2. Check Your Credit Score
As mentioned earlier, your credit score will play a significant role in your refinancing terms. It’s a good idea to check your credit score well in advance of applying for a refinance. If your score is lower than you’d like, take time to improve it by paying down debt and disputing any errors on your credit report.
3. Shop Around for Lenders
Not all lenders offer the same rates and terms. It’s essential to shop around and get quotes from several lenders. Compare their interest rates, fees, and terms to find the best deal for your situation.
4. Submit Your Application
Once you’ve found a lender you’re happy with, you can submit your application. Be prepared to provide documentation like your income verification, tax returns, and bank statements. This will help the lender assess your financial stability and determine your eligibility.
5. Lock in Your Rate
After your application is approved, the lender will offer you a specific interest rate. You can usually lock in this rate for a set period (often 30 to 60 days), so it’s important to decide whether you want to proceed with refinancing based on current rates.
6. Close the Deal
If you’re happy with the terms, it’s time to close the deal. This process is similar to when you first bought your home, and it may involve paying closing costs. Once everything is finalized, you’ll officially have a new mortgage with your refinanced terms.

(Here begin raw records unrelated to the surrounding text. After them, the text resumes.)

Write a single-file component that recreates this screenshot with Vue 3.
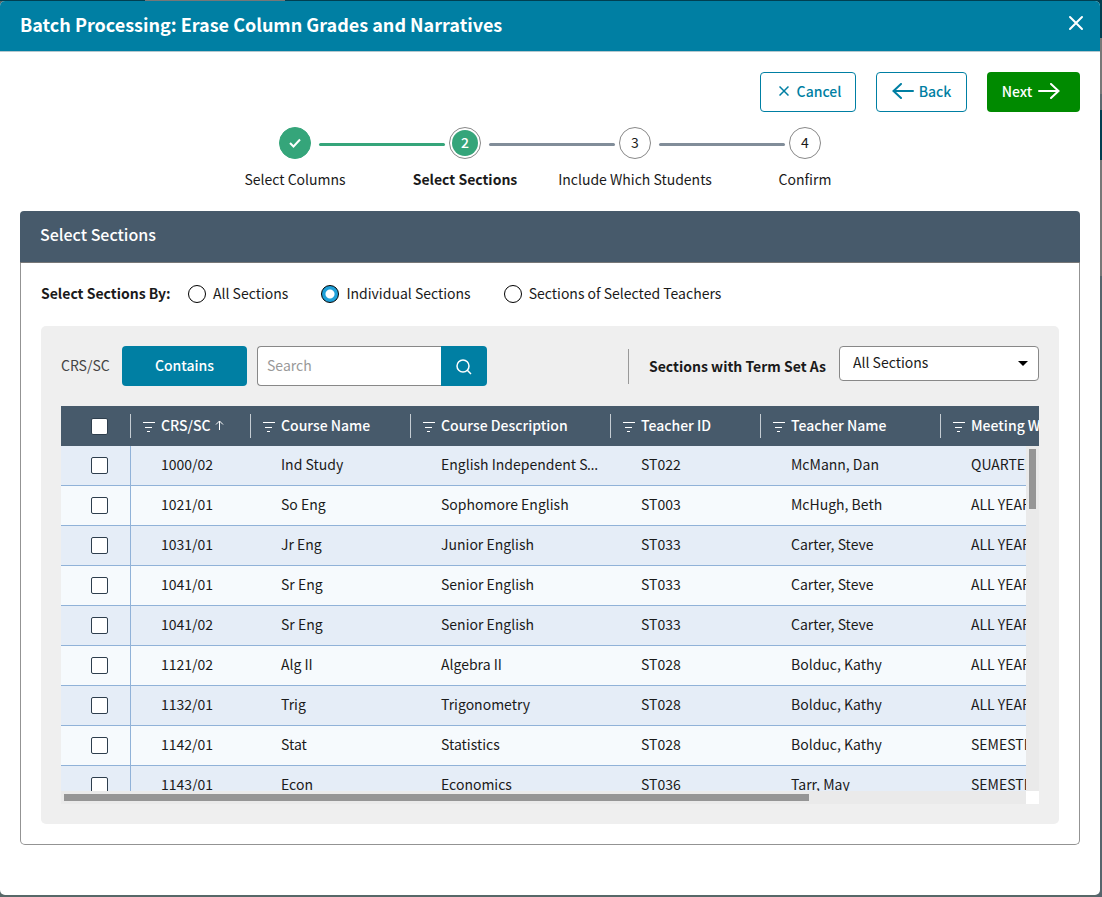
<script setup>
import { ref } from 'vue'

const steps = [
  { label: 'Select Columns', state: 'done' },
  { label: 'Select Sections', state: 'current' },
  { label: 'Include Which Students', state: 'todo' },
  { label: 'Confirm', state: 'todo' },
]

const modes = [
  { value: 'all', label: 'All Sections' },
  { value: 'individual', label: 'Individual Sections' },
  { value: 'teachers', label: 'Sections of Selected Teachers' },
]
const mode = ref('individual')
const search = ref('')

const columns = ['CRS/SC', 'Course Name', 'Course Description', 'Teacher ID', 'Teacher Name', 'Meeting When']

const rows = [
  ['1000/02', 'Ind Study', 'English Independent Study', 'ST022', 'McMann, Dan', 'QUARTER 1'],
  ['1021/01', 'So Eng', 'Sophomore English', 'ST003', 'McHugh, Beth', 'ALL YEAR'],
  ['1031/01', 'Jr Eng', 'Junior English', 'ST033', 'Carter, Steve', 'ALL YEAR'],
  ['1041/01', 'Sr Eng', 'Senior English', 'ST033', 'Carter, Steve', 'ALL YEAR'],
  ['1041/02', 'Sr Eng', 'Senior English', 'ST033', 'Carter, Steve', 'ALL YEAR'],
  ['1121/02', 'Alg II', 'Algebra II', 'ST028', 'Bolduc, Kathy', 'ALL YEAR'],
  ['1132/01', 'Trig', 'Trigonometry', 'ST028', 'Bolduc, Kathy', 'ALL YEAR'],
  ['1142/01', 'Stat', 'Statistics', 'ST028', 'Bolduc, Kathy', 'SEMESTER 1'],
  ['1143/01', 'Econ', 'Economics', 'ST036', 'Tarr, May', 'SEMESTER 2'],
]
</script>

<template>
  <div class="backdrop">
    <section class="dialog" role="dialog" aria-labelledby="dialog-title">
      <header class="titlebar">
        <h1 id="dialog-title">Batch Processing: Erase Column Grades and Narratives</h1>
        <button class="close" type="button" aria-label="Close">
          <svg viewBox="0 0 16 16" width="16" height="16"><path d="M2 2l12 12M14 2L2 14" /></svg>
        </button>
      </header>

      <div class="content">
        <div class="actions">
          <button class="btn outline cancel" type="button">
            <svg viewBox="0 0 10 10" width="10" height="10"><path d="M0.5 0.5l9 9M9.5 0.5l-9 9" stroke-width="1.5" /></svg>
            Cancel
          </button>
          <button class="btn outline back" type="button">
            <svg viewBox="0 0 22 16" width="22" height="16"><path d="M21 8H1.5M9 1L1.5 8L9 15" stroke-width="2" stroke-linecap="round" /></svg>
            Back
          </button>
          <button class="btn next" type="button">
            Next
            <svg viewBox="0 0 22 16" width="22" height="16"><path d="M1 8H20.500M13 1l7.500 7L13 15" stroke-width="2" stroke-linecap="round" /></svg>
          </button>
        </div>

        <ol class="steps">
          <li v-for="(s, i) in steps" :key="s.label" :class="s.state">
            <div class="track">
              <i class="line before"></i>
              <span class="dot">
                <svg v-if="s.state === 'done'" viewBox="0 0 12 10" width="12" height="10"><path d="M1 5l3.500 3.500L11 1.500" /></svg>
                <b v-else>{{ i + 1 }}</b>
              </span>
              <i class="line after"></i>
            </div>
            <span class="step-label">{{ s.label }}</span>
          </li>
        </ol>

        <div class="card">
          <h2>Select Sections</h2>
          <div class="card-body">
            <div class="modes" role="radiogroup" aria-labelledby="modes-label">
              <strong id="modes-label">Select Sections By:</strong>
              <label v-for="m in modes" :key="m.value">
                <input v-model="mode" type="radio" name="mode" :value="m.value" />
                <span>{{ m.label }}</span>
              </label>
            </div>

            <div class="panel">
              <div class="toolbar">
                <label class="field-name" for="search">CRS/SC</label>
                <button class="contains" type="button">Contains</button>
                <div class="search">
                  <input id="search" v-model="search" type="text" placeholder="Search" />
                  <button type="button" aria-label="Search">
                    <svg viewBox="0 0 16 16" width="16" height="16"><circle cx="7" cy="7" r="6" /><path d="M11.300 11.300L15 15" /></svg>
                  </button>
                </div>
                <div class="term">
                  <label for="term">Sections with Term Set As</label>
                  <div class="select">
                    <select id="term"><option>All Sections</option></select>
                    <svg viewBox="0 0 10 5" width="10" height="5"><path d="M0 0h10L5 5z" /></svg>
                  </div>
                </div>
              </div>

              <div class="grid">
                <div class="viewport">
                  <table>
                    <colgroup>
                      <col class="c-check" /><col class="c-crs" /><col class="c-name" /><col class="c-desc" />
                      <col class="c-id" /><col class="c-teacher" /><col class="c-when" />
                    </colgroup>
                    <thead>
                      <tr>
                        <th><div class="pick"><input type="checkbox" aria-label="Select all sections" /></div></th>
                        <th v-for="(c, i) in columns" :key="c" scope="col">
                          <div class="head">
                            <svg viewBox="0 0 12 10" width="12" height="10"><path d="M0 0.500h12M2 5.500h7M4 9.500h3" /></svg>
                            <span>{{ c }}</span>
                            <svg v-if="i === 0" class="sort" viewBox="0 0 9 10" width="9" height="10"><path d="M4.500 10V1M1 4.500l3.500-3.500L8 4.500" /></svg>
                          </div>
                        </th>
                      </tr>
                    </thead>
                    <tbody>
                      <tr v-for="r in rows" :key="r[0]">
                        <td><div class="pick"><input type="checkbox" :aria-label="'Select ' + r[0]" /></div></td>
                        <td v-for="(v, i) in r" :key="i"><span>{{ v }}</span></td>
                      </tr>
                    </tbody>
                  </table>
                </div>
                <div class="vbar"><i></i></div>
                <div class="hbar"><i></i></div>
                <div class="corner"></div>
              </div>
            </div>
          </div>
        </div>
      </div>
    </section>
  </div>
</template>

<style>
body {
  background: #576868;
}
</style>

<style scoped>
* {
  box-sizing: border-box;
}
.backdrop {
  min-height: 100vh;
  padding: 1px 2px 2px 0;
  background:
    linear-gradient(90deg, #003f51 145px, #777 145px, #777 285px, #003f51 285px) top / 100% 1px no-repeat,
    linear-gradient(#003f51 38px, #777 38px, #777 94px, #5c696f 94px, #5c696f 110px, #003f51 110px, #003f51 160px, #777 160px, #777 276px, #56656c 276px) right / 6px 100% no-repeat,
    #576868;
  font-family: "Noto Sans CJK SC", "Noto Sans", sans-serif;
  font-size: 14px;
  line-height: 20px;
  color: #1a1a1a;
}
button,
input,
select {
  font: inherit;
}
button {
  padding: 0;
  border: 0;
}
svg {
  flex: none;
  fill: none;
  stroke: currentColor;
}
.dialog {
  min-height: calc(100vh - 3px);
  background: #fff;
  border-radius: 5px;
  overflow: hidden;
}
.titlebar {
  display: flex;
  align-items: center;
  justify-content: space-between;
  height: 51px;
  padding: 0 16px 4px 20px;
  background: #007fa3;
  border-bottom: 1px solid #b5c8ce;
  color: #fff;
}
h1 {
  margin: 0;
  font-size: 18px;
  line-height: 24px;
  font-weight: 700;
}
.close {
  display: flex;
  padding-bottom: 2px;
  background: none;
  color: #fff;
}
.close svg {
  stroke-width: 2;
  stroke-linecap: round;
}
.content {
  padding: 20px;
}
.actions {
  display: flex;
  justify-content: flex-end;
  gap: 20px;
}
.btn {
  display: flex;
  align-items: center;
  justify-content: center;
  height: 40px;
  padding-bottom: 3px;
  border-radius: 4px;
  font-weight: 500;
}
.outline {
  background: #fff;
  border: 1px solid #007fa3;
  color: #007fa3;
}
.cancel {
  width: 96px;
  padding-left: 4px;
  gap: 8px;
}
.back {
  width: 91px;
  gap: 5px;
}
.next {
  width: 93px;
  padding-right: 5px;
  gap: 6px;
  background: #008a00;
  color: #fff;
}
.steps {
  display: flex;
  max-width: 680px;
  margin: 15px auto 0;
  padding: 0;
  list-style: none;
}
.steps li {
  flex: 1;
  min-width: 0;
  text-align: center;
  white-space: nowrap;
}
.track {
  display: flex;
  align-items: center;
}
.line {
  height: 3px;
  margin-top: 2px;
  background: #818d99;
}
.before {
  width: calc(50% - 20px);
  margin-right: 4px;
  border-radius: 0 2px 2px 0;
}
.after {
  width: calc(50% - 24px);
  margin-left: 8px;
  border-radius: 2px 0 0 2px;
}
.done .after,
.current .before {
  background: #35a57a;
}
.steps li:first-child .before,
.steps li:last-child .after {
  visibility: hidden;
}
.dot {
  display: flex;
  flex: none;
  align-items: center;
  justify-content: center;
  width: 32px;
  height: 32px;
  border: 1px solid #888;
  border-radius: 50%;
}
.dot b {
  padding-bottom: 2px;
  font-weight: 400;
}
.done .dot {
  background: #35a57a;
  border-color: #35a57a;
  color: #fff;
}
.done svg {
  stroke-width: 2;
}
.current .dot b {
  width: 26px;
  height: 26px;
  border-radius: 50%;
  background: #35a57a;
  color: #fff;
  font-weight: 500;
  line-height: 24px;
}
.step-label {
  display: block;
  margin-top: 10px;
}
.current .step-label {
  font-weight: 700;
}
.card {
  margin-top: 22px;
}
h2 {
  height: 52px;
  margin: 0;
  padding: 11px 20px;
  border-bottom: 1px solid #777;
  border-radius: 4px 4px 0 0;
  background: #475a6b;
  color: #fff;
  font-size: 16px;
  line-height: 24px;
  font-weight: 500;
}
.card-body {
  padding: 21px 20px 20px;
  border: 1px solid #939393;
  border-top: 0;
  border-radius: 0 0 5px 5px;
}
.modes {
  display: flex;
  align-items: center;
  height: 20px;
}
.modes strong {
  min-width: 147px;
  padding-bottom: 2px;
  font-weight: 700;
}
.modes span {
  padding-bottom: 2px;
}
.modes label {
  display: flex;
  align-items: center;
  gap: 7px;
  margin-right: 33px;
}
.modes input {
  appearance: none;
  width: 18px;
  height: 18px;
  margin: 0;
  border: 1px solid #000;
  border-radius: 50%;
  background: #fff;
}
.modes input:checked {
  background: radial-gradient(circle, #fff 4px, #1fa0d8 5px);
}
.panel {
  margin-top: 22px;
  padding: 20px;
  border-radius: 5px;
  background: #efefef;
}
.toolbar {
  display: flex;
  height: 40px;
}
.field-name {
  width: 61px;
  line-height: 38px;
  color: #444;
}
.contains {
  width: 125px;
  height: 40px;
  padding-bottom: 2px;
  border-radius: 4px;
  background: #007fa3;
  color: #fff;
  font-weight: 500;
}
.search {
  display: flex;
  width: 230px;
  margin-left: 10px;
}
.search input {
  flex: 1;
  min-width: 0;
  padding: 0 9px 2px;
  border: 1px solid #888;
  border-right: 0;
  border-radius: 4px 0 0 4px;
  background: #fff;
}
.search input::placeholder {
  color: #999;
}
.search button {
  display: flex;
  align-items: center;
  justify-content: center;
  width: 46px;
  padding-top: 2px;
  border-radius: 0 4px 4px 0;
  background: #007fa3;
  color: #fff;
}
.search svg {
  stroke-width: 1.5;
}
.term {
  display: flex;
  height: 35px;
  margin: 0 0 0 auto;
}
.term label {
  min-width: 211px;
  height: 35px;
  margin-top: 3px;
  padding: 0 10px 0 20px;
  border-left: 1px solid #999;
  line-height: 35px;
  font-weight: 700;
  white-space: nowrap;
}
.select {
  display: grid;
  width: 200px;
  align-items: center;
}
.select > * {
  grid-area: 1 / 1;
}
.select select {
  appearance: none;
  width: 100%;
  height: 35px;
  padding: 0 13px 3px;
  border: 1px solid #888;
  border-radius: 4px;
  background: #fff;
  color: #1a1a1a;
}
.select svg {
  justify-self: end;
  margin-right: 11px;
  stroke: none;
  fill: #000;
  pointer-events: none;
}
.grid {
  display: grid;
  grid-template: 40px 345px 13px / minmax(0, 1fr) 13px;
  margin-top: 20px;
}
.viewport {
  grid-area: 1 / 1 / 3 / 3;
  overflow: hidden;
}
table {
  width: 1080px;
  table-layout: fixed;
  border-collapse: separate;
  border-spacing: 0;
}
.c-check { width: 70px; }
.c-crs { width: 120px; }
.c-name { width: 160px; }
.c-desc { width: 200px; }
.c-id { width: 150px; }
.c-teacher { width: 180px; }
.c-when { width: 200px; }
th {
  height: 40px;
  padding: 0;
  background: linear-gradient(#c5ccd2, #c5ccd2) right / 1px 24px no-repeat, #475a6b;
  color: #fff;
  font-weight: 500;
  text-align: left;
}
.head {
  display: flex;
  align-items: center;
  gap: 6px;
  padding: 0 0 2px 12px;
  white-space: nowrap;
}
.head svg {
  margin-top: 3px;
}
.head .sort {
  margin: 0 0 0 -2px;
}
/* The cell's own family supplies the baseline ellipsis; the span sets the text. */
td {
  height: 40px;
  padding: 0 8px 2px 30px;
  border-bottom: 1px solid #90b2d8;
  background: #f6fafd;
  font-family: "Noto Sans", sans-serif;
  overflow: hidden;
  text-overflow: ellipsis;
  white-space: nowrap;
}
td span {
  font-family: "Noto Sans CJK SC", "Noto Sans", sans-serif;
}
tbody tr:nth-child(odd) td {
  background: #e5edf7;
}
td:first-child {
  padding: 0;
  border-right: 1px solid #90b2d8;
}
.pick {
  display: flex;
  justify-content: center;
  padding-left: 7px;
}
.pick input {
  appearance: none;
  width: 17px;
  height: 17px;
  margin: 0;
  border: 1px solid #2e3e4d;
  border-radius: 2px;
  background: #fff;
}
.vbar,
.hbar {
  z-index: 1;
  padding: 3px;
  background: #eaeaea;
}
.vbar {
  grid-area: 2 / 2;
}
.hbar {
  grid-area: 3 / 1;
}
.vbar i,
.hbar i {
  display: block;
  background: #959595;
}
.vbar i {
  height: 60px;
}
.hbar i {
  width: 77.7%;
  height: 7px;
}
.corner {
  grid-area: 3 / 2;
  background: #fff;
}
</style>
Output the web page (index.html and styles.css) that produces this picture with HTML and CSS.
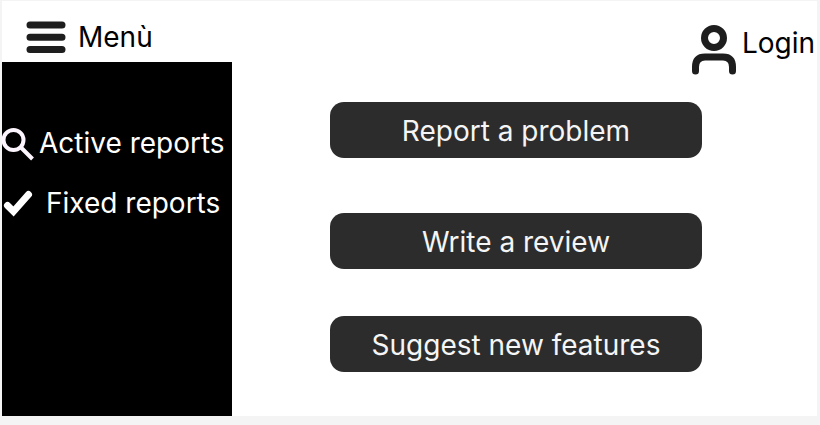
FILE: index.html
```html
<!DOCTYPE html>
<html lang="en">
<head>
<meta charset="utf-8">
<meta name="viewport" content="width=device-width, initial-scale=1">
<title>Reports</title>
<link rel="stylesheet" href="styles.css">
</head>
<body>
<div class="screen">
  <header class="topbar">
    <button class="menu" type="button">
      <svg class="menu-icon" width="40" height="32" viewBox="0 0 40 32" aria-hidden="true">
        <path d="M4 4H36M4 16.300H36M4 28.500H36"/>
      </svg>
      <span>Menù</span>
    </button>
    <a class="login" href="#">
      <svg class="user-icon" width="46" height="50" viewBox="0 0 46 50" aria-hidden="true">
        <circle cx="23" cy="13" r="9.500"/>
        <path d="M4.500 46V42Q4.500 32 14 32H32Q41.500 32 41.500 42V46"/>
      </svg>
      <span>Login</span>
    </a>
  </header>
  <div class="content">
    <nav class="sidebar">
      <a class="nav-link" href="#">
        <svg class="search-icon" width="32" height="32" viewBox="0 0 32 32" aria-hidden="true">
          <circle cx="11.500" cy="13" r="10"/>
          <path d="M18.500 20L30.500 32"/>
        </svg>
        <span>Active reports</span>
      </a>
      <a class="nav-link nav-link-fixed" href="#">
        <svg class="check-icon" width="32" height="32" viewBox="0 0 32 32" aria-hidden="true">
          <path d="M5.500 18.500L11.500 24.500L26.500 7.500"/>
        </svg>
        <span>Fixed reports</span>
      </a>
    </nav>
    <main class="actions">
      <button class="action" type="button">Report a problem</button>
      <button class="action" type="button">Write a review</button>
      <button class="action" type="button">Suggest new features</button>
    </main>
  </div>
</div>
</body>
</html>
```
FILE: styles.css
```css
* {
  box-sizing: border-box;
}

body {
  margin: 0;
  background: #f4f4f4;
  color: #000;
  font: 400 28px/36px Inter, "Liberation Sans", sans-serif;
}

button {
  border: 0;
  padding: 0;
  background: none;
  color: inherit;
  font: inherit;
  cursor: pointer;
}

a {
  color: inherit;
  text-decoration: none;
}

svg {
  flex: none;
  overflow: visible;
  fill: none;
  stroke: #1e1e1e;
  stroke-linecap: round;
}

.screen {
  display: flex;
  flex-direction: column;
  min-height: calc(100vh - 10px);
  margin: 0 3px 9px 2px;
  border-top: 1px solid #f4f4f4;
  background: #fff;
}

.topbar {
  display: flex;
  justify-content: space-between;
  height: 61px;
  padding: 17px 2px 0 24px;
}

.menu {
  display: flex;
  align-items: center;
  gap: 12px;
  height: 38px;
}

.menu-icon {
  stroke-width: 7;
}

.login {
  display: flex;
  gap: 5px;
  padding-top: 7px;
}

.user-icon {
  stroke-width: 7;
}

.content {
  display: flex;
  flex: 1;
}

.sidebar {
  display: flex;
  flex: none;
  flex-direction: column;
  gap: 24px;
  width: 230px;
  padding-top: 63px;
  background: #000;
  color: #fff;
}

.nav-link {
  display: flex;
  align-items: center;
  gap: 5px;
  white-space: nowrap;
}

.nav-link-fixed {
  gap: 12px;
}

.search-icon {
  stroke: #fdf5fd;
  stroke-width: 4;
  stroke-linecap: butt;
}

.check-icon {
  stroke: #fff;
  stroke-width: 7;
}

.actions {
  display: grid;
  flex: 1;
  grid-template-rows: 111px 103px 56px;
  align-items: start;
  padding: 40px 115px 44px 98px;
}

.action {
  height: 56px;
  padding-top: 2px;
  border-radius: 14px;
  background: #2c2c2c;
  color: #f5f5f5;
}
```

Is Refinancing Right for You?
Refinancing can be a powerful tool to save money, but it’s not always the best option for everyone. It’s important to weigh the costs and benefits carefully. Make sure you consider factors like how long you plan to stay in your home, your current financial situation, and whether the new mortgage terms will actually save you money in the long term.
If you’re unsure, consult with a financial advisor to help you make the most informed decision. Refinancing can be a great way to save, but only if it aligns with your financial goals and situation.